While Vaux's article focuses on analytical uncertainty, the second paper details the importance of sampling uncertainty and the central limit theorem. The Krzywinski and Altman article introduced me to the Monty Hall game show problem, which highlights that statistics can be deceptive on first glance!

Always keep in mind that your measurements are estimates, which you should not endow with “an aura of exactitude and finality”. The omnipresence of variability will ensure that each sample will be different.

In closing, another paper that I would highly recommend for beginners is David Streiner's 1996 paper, Maintaining Standards: Differences between the Standard Deviation and Standard Error, and When to Use Each, which has certainly proven handy many times for me!

One of the more bizarre papers I have come across...

...is written by Oleg McNoleg,published in the peer-reviewed journal, Computers & Geosciences.
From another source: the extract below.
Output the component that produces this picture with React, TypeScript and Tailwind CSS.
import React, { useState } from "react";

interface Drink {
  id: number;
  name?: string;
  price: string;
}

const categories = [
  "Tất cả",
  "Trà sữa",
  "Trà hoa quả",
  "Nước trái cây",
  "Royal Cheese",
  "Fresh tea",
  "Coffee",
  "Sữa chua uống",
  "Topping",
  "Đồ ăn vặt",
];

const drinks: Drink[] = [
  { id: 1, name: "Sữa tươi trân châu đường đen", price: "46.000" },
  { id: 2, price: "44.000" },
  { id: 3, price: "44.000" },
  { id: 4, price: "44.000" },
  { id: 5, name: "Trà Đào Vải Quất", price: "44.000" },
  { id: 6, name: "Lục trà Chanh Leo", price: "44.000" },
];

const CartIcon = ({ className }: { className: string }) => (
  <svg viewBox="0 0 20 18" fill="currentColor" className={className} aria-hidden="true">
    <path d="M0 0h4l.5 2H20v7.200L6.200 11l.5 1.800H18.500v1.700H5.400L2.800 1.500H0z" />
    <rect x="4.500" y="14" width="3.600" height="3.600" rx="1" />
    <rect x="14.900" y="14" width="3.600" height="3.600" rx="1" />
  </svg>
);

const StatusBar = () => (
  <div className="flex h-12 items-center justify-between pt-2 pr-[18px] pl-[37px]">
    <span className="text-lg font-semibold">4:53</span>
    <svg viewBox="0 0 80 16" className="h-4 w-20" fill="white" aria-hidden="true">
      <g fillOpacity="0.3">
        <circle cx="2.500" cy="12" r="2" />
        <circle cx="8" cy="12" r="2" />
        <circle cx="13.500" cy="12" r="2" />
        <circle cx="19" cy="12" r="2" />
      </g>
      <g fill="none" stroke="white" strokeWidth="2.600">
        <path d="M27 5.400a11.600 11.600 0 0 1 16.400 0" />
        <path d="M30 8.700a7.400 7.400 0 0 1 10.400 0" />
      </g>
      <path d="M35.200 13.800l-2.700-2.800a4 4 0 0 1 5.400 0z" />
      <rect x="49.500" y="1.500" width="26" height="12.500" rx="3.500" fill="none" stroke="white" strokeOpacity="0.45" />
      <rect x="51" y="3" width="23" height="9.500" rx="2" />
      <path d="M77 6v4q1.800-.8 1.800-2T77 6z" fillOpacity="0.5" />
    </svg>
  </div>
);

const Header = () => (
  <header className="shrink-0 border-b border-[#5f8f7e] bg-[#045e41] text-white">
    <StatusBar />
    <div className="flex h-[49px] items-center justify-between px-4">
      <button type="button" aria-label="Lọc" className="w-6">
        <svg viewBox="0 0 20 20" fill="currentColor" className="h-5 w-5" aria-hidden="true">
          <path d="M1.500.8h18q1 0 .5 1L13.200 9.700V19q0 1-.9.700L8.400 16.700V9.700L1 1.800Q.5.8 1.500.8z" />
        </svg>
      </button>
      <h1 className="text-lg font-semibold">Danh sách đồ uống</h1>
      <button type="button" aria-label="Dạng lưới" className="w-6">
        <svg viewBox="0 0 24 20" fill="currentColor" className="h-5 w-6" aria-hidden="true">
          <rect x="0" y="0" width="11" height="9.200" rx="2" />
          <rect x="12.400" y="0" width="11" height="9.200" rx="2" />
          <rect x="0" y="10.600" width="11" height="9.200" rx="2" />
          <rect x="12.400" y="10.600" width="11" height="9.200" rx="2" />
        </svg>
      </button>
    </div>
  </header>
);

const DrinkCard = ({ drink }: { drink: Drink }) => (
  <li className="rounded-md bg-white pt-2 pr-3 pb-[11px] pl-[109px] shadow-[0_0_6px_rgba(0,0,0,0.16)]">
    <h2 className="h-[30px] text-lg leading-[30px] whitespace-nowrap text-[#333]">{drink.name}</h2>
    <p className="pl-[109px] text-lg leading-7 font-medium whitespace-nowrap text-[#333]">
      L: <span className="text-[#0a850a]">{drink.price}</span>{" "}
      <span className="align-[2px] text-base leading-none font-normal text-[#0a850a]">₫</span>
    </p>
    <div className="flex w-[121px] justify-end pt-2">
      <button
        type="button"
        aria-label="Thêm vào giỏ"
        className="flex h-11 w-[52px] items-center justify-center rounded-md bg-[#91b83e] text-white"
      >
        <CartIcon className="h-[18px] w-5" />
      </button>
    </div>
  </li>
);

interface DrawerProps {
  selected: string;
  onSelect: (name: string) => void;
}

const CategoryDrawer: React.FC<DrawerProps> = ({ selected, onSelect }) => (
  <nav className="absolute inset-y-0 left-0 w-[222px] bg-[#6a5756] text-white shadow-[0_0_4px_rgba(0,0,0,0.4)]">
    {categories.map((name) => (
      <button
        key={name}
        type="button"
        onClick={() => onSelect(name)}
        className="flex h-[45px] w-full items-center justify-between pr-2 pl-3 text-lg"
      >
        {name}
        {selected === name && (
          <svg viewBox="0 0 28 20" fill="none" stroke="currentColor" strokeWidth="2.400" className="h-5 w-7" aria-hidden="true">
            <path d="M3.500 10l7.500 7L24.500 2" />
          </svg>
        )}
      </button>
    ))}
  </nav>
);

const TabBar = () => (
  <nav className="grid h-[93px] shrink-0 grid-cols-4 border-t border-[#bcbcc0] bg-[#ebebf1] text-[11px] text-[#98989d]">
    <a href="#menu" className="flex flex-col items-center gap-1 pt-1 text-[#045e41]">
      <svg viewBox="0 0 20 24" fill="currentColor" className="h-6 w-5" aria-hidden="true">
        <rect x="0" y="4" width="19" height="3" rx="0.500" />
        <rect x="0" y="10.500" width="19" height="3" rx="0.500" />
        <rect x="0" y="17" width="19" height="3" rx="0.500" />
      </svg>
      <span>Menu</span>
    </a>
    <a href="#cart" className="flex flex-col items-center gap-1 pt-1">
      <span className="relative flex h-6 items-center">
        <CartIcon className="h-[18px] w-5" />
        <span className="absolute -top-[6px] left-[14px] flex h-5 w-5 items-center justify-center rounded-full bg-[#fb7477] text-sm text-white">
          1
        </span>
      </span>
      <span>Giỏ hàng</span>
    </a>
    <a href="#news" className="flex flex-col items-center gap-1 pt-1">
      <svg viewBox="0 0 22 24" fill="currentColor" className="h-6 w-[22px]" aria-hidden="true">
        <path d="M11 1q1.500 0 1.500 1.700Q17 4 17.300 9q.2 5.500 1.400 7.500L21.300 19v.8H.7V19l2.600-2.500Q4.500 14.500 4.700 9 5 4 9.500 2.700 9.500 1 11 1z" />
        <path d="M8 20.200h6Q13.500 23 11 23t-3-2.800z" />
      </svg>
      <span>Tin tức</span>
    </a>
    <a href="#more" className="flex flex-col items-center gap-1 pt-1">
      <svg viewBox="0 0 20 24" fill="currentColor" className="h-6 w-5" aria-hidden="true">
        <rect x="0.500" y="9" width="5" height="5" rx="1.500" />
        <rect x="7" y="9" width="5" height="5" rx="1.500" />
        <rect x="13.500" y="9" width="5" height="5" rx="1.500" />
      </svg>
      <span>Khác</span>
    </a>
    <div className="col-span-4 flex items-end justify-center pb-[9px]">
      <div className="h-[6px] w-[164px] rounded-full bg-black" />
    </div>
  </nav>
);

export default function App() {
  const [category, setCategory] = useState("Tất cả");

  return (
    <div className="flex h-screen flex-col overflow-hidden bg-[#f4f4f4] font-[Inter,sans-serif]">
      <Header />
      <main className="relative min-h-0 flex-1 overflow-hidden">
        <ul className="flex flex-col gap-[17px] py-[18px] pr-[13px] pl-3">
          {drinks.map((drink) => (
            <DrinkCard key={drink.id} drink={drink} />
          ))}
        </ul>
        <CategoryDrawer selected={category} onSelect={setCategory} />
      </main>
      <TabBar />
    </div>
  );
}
Oleg is affiliated with the prestigious Brigadoon University of Longitudinal Learning, School of Holistic Information Technology, situated in Noplace, Neverland. The title of the paper: The Integration Of GIS, Remote Sensing, Expert Systems And Adaptive Co-Kriging for Environmental Habitat Modeling of the Highland Haggis using Object-Oriented, Fuzzy-Logic and Neural-Network Techniques(phew).

So, what does Oleg McNoleg have to say about the habitat of the Highland Haggis? But firstly, what is a Haggis? A Haggis is a mythological Scottish creature that vaguely reminds me of the misconceptions associated with lemmings. McNoleg writes:

The Highland Haggis is unique amongst all mammals in that it has a pair of legs (either left or right) that are shorter (longer) than the other pair... It is a sad consequence that each year, many fledgling Haggis die whilst attempting to move upslope...
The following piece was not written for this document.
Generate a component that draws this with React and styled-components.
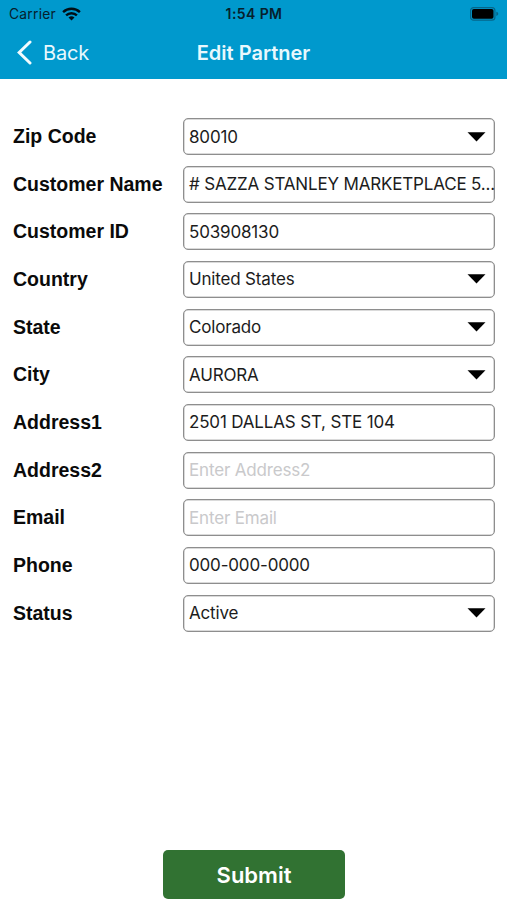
import styled, { createGlobalStyle } from "styled-components";

const GlobalStyle = createGlobalStyle`
  * {
    box-sizing: border-box;
  }

  body {
    margin: 0;
    background: #fff;
    font-family: Inter, "Liberation Sans", sans-serif;
    overflow: hidden;
  }
`;

const fields = [
  { label: "Zip Code", value: "80010", select: true },
  { label: "Customer Name", value: "# SAZZA STANLEY MARKETPLACE 5..." },
  { label: "Customer ID", value: "503908130" },
  { label: "Country", value: "United States", select: true },
  { label: "State", value: "Colorado", select: true },
  { label: "City", value: "AURORA", select: true },
  { label: "Address1", value: "2501 DALLAS ST, STE 104" },
  { label: "Address2", placeholder: "Enter Address2" },
  { label: "Email", placeholder: "Enter Email" },
  { label: "Phone", value: "000-000-0000" },
  { label: "Status", value: "Active", select: true },
];

const Screen = styled.div`
  display: flex;
  flex-direction: column;
  width: 507px;
  height: 900px;
  background: #fff;
`;

const Header = styled.header`
  height: 79px;
  flex-shrink: 0;
  background: #0099cd;
`;

const StatusBar = styled.div`
  display: grid;
  grid-template-columns: 1fr auto 1fr;
  align-items: center;
  height: 27px;
  padding: 0 8px 0 9px;
  color: #06202c;
`;

const Carrier = styled.div`
  display: flex;
  align-items: center;
  gap: 6px;
  font-size: 13.8px;
  letter-spacing: 0.25px;
`;

const Clock = styled.div`
  font-size: 14px;
  font-weight: 600;
  letter-spacing: 0.4px;
`;

const Battery = styled.svg`
  justify-self: end;
`;

const NavBar = styled.div`
  display: grid;
  grid-template-columns: 1fr auto 1fr;
  align-items: center;
  height: 51px;
  padding: 0 16px;
  color: #fff;
`;

const BackButton = styled.button`
  display: flex;
  align-items: center;
  gap: 10px;
  padding: 0;
  border: 0;
  background: none;
  color: #e9f8fd;
  font: 400 20px Inter, sans-serif;
  letter-spacing: -0.2px;
`;

const Title = styled.h1`
  margin: 0;
  font-size: 20px;
  font-weight: 600;
  color: #e9f8fd;
`;

const Form = styled.form`
  display: flex;
  flex-direction: column;
  flex: 1;
  padding: 39px 12px 1px 13px;
`;

const Row = styled.div`
  display: grid;
  grid-template-columns: 170px 1fr;
  align-items: center;
  height: 37px;
  margin-bottom: 10.67px;
`;

const Label = styled.label`
  font: 700 19.5px "Liberation Sans", Arial, sans-serif;
  color: #0a0a0a;
`;

const Field = styled.div`
  display: flex;
  align-items: center;
  justify-content: space-between;
  height: 37px;
  min-width: 0;
  padding: 0 8px 0 5px;
  border: 1px solid #8e8e8e;
  border-radius: 5px;
  box-shadow: inset 0 0 0 0.5px #b5b5b5;
`;

const Value = styled.span`
  font-size: 17px;
  letter-spacing: -0.17px;
  white-space: nowrap;
  color: ${({ $muted }) => ($muted ? "#c9c9cb" : "#1c1c1c")};
`;

const Submit = styled.button`
  align-self: center;
  width: 182px;
  height: 49px;
  margin-top: auto;
  border: 0;
  border-radius: 5px;
  background: #317232;
  color: #fff;
  font: 600 22px Inter, sans-serif;
`;

const WifiIcon = () => (
  <svg width="19" height="14" viewBox="0 0 19 14">
    <g fill="none" stroke="#000f16" strokeWidth="2.4">
      <path d="M1.1 5.2a12 12 0 0 1 16.8 0" />
      <path d="M4.1 8.4a7.7 7.7 0 0 1 10.8 0" />
    </g>
    <path d="M6.5 10.6a4.3 4.3 0 0 1 6 0l-3 3z" fill="#000f16" />
  </svg>
);

const BatteryIcon = () => (
  <Battery width="29" height="14" viewBox="0 0 29 14">
    <rect x=".6" y=".6" width="24.3" height="12.6" rx="3" fill="none" stroke="#05668a" strokeWidth="1.2" />
    <rect x="2" y="2" width="21.5" height="9.8" rx="1.8" fill="#000" />
    <path d="M26.3 4.8c2.6.7 2.6 3.5 0 4.2z" fill="#05668a" />
  </Battery>
);

const BackIcon = () => (
  <svg width="17" height="25" viewBox="0 0 17 25">
    <path d="M14 2 3.2 12.5 14 23" fill="none" stroke="#f2fbfe" strokeWidth="3" strokeLinecap="round" />
  </svg>
);

const Caret = () => (
  <svg width="19" height="10" viewBox="0 0 19 10">
    <path d="M.5.3h18L9.5 9.5z" fill="#000" />
  </svg>
);

const FormRow = ({ label, value, placeholder, select }) => (
  <Row>
    <Label>{label}</Label>
    <Field>
      <Value $muted={!value}>{value || placeholder}</Value>
      {select && <Caret />}
    </Field>
  </Row>
);

export default function App() {
  return (
    <Screen>
      <GlobalStyle />
      <Header>
        <StatusBar>
          <Carrier>
            Carrier
            <WifiIcon />
          </Carrier>
          <Clock>1:54 PM</Clock>
          <BatteryIcon />
        </StatusBar>
        <NavBar>
          <BackButton type="button">
            <BackIcon />
            Back
          </BackButton>
          <Title>Edit Partner</Title>
        </NavBar>
      </Header>
      <Form>
        {fields.map((field) => (
          <FormRow key={field.label} {...field} />
        ))}
        <Submit type="button">Submit</Submit>
      </Form>
    </Screen>
  );
}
McNoleg then dives into the theoretical aspects of incorporating various geographical techniques to model the habitat of the Highland Haggis. This, of course, includes the insertion of data from a digital elevation model (DEM) that is hierarchically decomposed (?) into a Polymorphic Euclidean Adaptive Region tree (PEARtree - see figure) - of course. Then, McNoleg provides a mathematical framework for modeling Haggis habitats using geophysical data because "It has become customary for papers to contain copious quantities of gratuitous mathematics (Heckbert, 1987 Well and Du, 1993; Rull, 1993)" where Heckbert (1987) is titled 'Ray tracing in jello brand gelatin', Rull (1993) is titled, 'BARRY: An autonomous train-spotter', and there is no reference for Well and Du (1993).

After the theory has been established, what are the results of this study?

Honestly, this may be the most glorious Academia Bizarro entry thus far. Hats off to Oleg McNoleg for this wonderfully entertaining paper, chockfull of ridiculous and bizarre references/ideas. You must read it in its entirety to fully grasp the depth of this article. Also, hats off to the editor(s?) of Computers & Geosciences for okaying publication (full disclosure - I was rejected from this journal!) Funnily enough, the Haggis paper has been cited 29 times and I have a hunch to whom the nom de plume, Oleg McNoleg, belongs. Hat tip to Lars Beierlein for bringing this article to my attention!